Member of the Louisiana House of Representatives from the 98th district
- Incumbent
- Assumed office January 13, 2020
- Preceded by: Neil Abramson

Personal details
- Born: New Orleans, Louisiana
- Party: Democratic
- Spouse: West
- Children: 4
- Education: Tulane University (MBA) University of Virginia (BA)
- Occupation: Business consultant

= Aimee Adatto Freeman =

American politician from Louisiana

Aimee Adatto Freeman is an American politician and business consultant serving as a member of the Louisiana House of Representatives from the 98th district. Elected in November 2019, she assumed office on January 13, 2020, succeeding Neil Abramson.

==Background==
Freeman earned a Bachelor of Arts in English: American Studies from the University of Virginia and a Master of Business Administration in Marketing from the A.B. Freeman School of Business at the Tulane University. She worked as a business consultant before entering politics.

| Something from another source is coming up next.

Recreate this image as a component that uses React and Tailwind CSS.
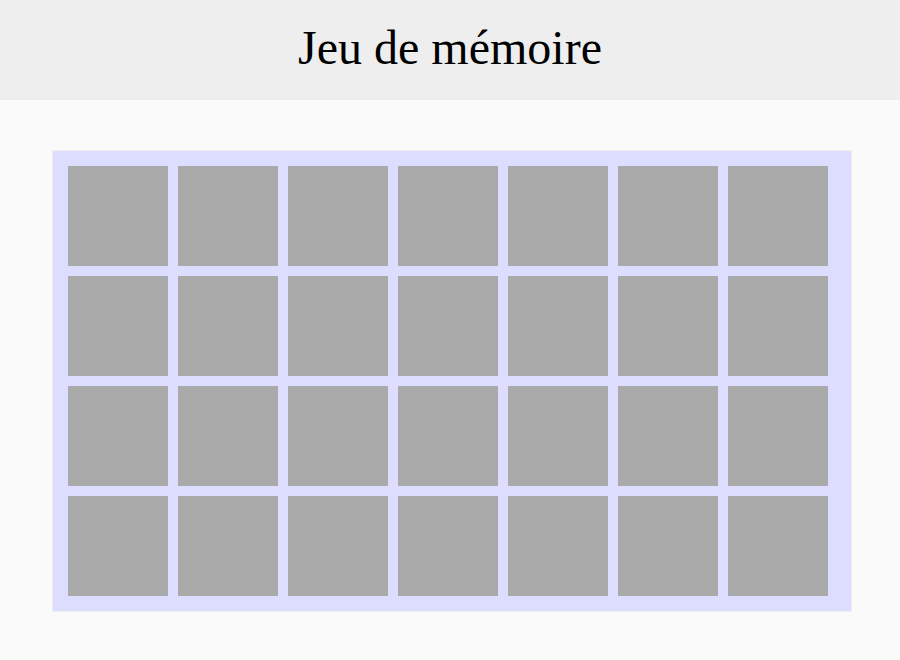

Freeman ran for the Louisiana House in the 2019 Louisiana elections. She came first in the nonpartisan primary election in October 2019 and defeated attorney Kea Sherman in the November run-off election. She assumed office on January 13, 2020. Freeman sits on the Appropriations Committee, the House Education Committee, the House Retirement Committee and the Joint Legislative Budget Committee.